[virt-tools-list] RFC: virt-manager UI philosophy draft
Andrea Bolognani
abologna at redhat.com
Mon Jun 24 11:14:07 UTC 2019
On Fri, 2019-06-21 at 18:13 -0400, Cole Robinson wrote:
> On 6/20/19 9:58 AM, Andrea Bolognani wrote:
> > I'm obviously biased here, since a big part of what I do is caring
> > about non-x86 architectures :) but I would consider any application
> > that doesn't have proper multi-architecture support as a core
> > principle to be inherently flawed, so having to spell this out at
> > all seems backwards.
>
> For most cases like a C library, I agree.

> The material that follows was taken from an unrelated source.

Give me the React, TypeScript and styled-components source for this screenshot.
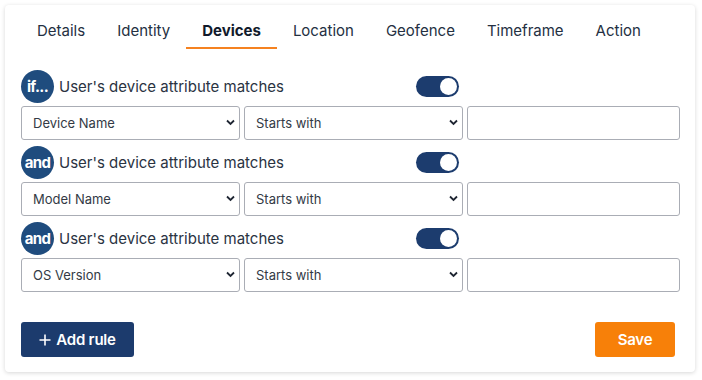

But this a bit different
> though, apps need to hardcode some knowledge about every non-x86 arch in
> order to generate a working config. Things have unified a _lot_ over the
> past few years, but there's still the issue that say spice isn't
> available on PPC64 hosts, that aarch64 requires UEFI to be able to use
> traditional install methods where x86 doesn't, that some archs need an
> explicit non-default machine type like 'virt' while others can get away
> with the default. If someone wrote a new virt-manager tomorrow I
> wouldn't begrudge them ignoring non-x86 until someone with hardware
> showed up with patches or offered to help.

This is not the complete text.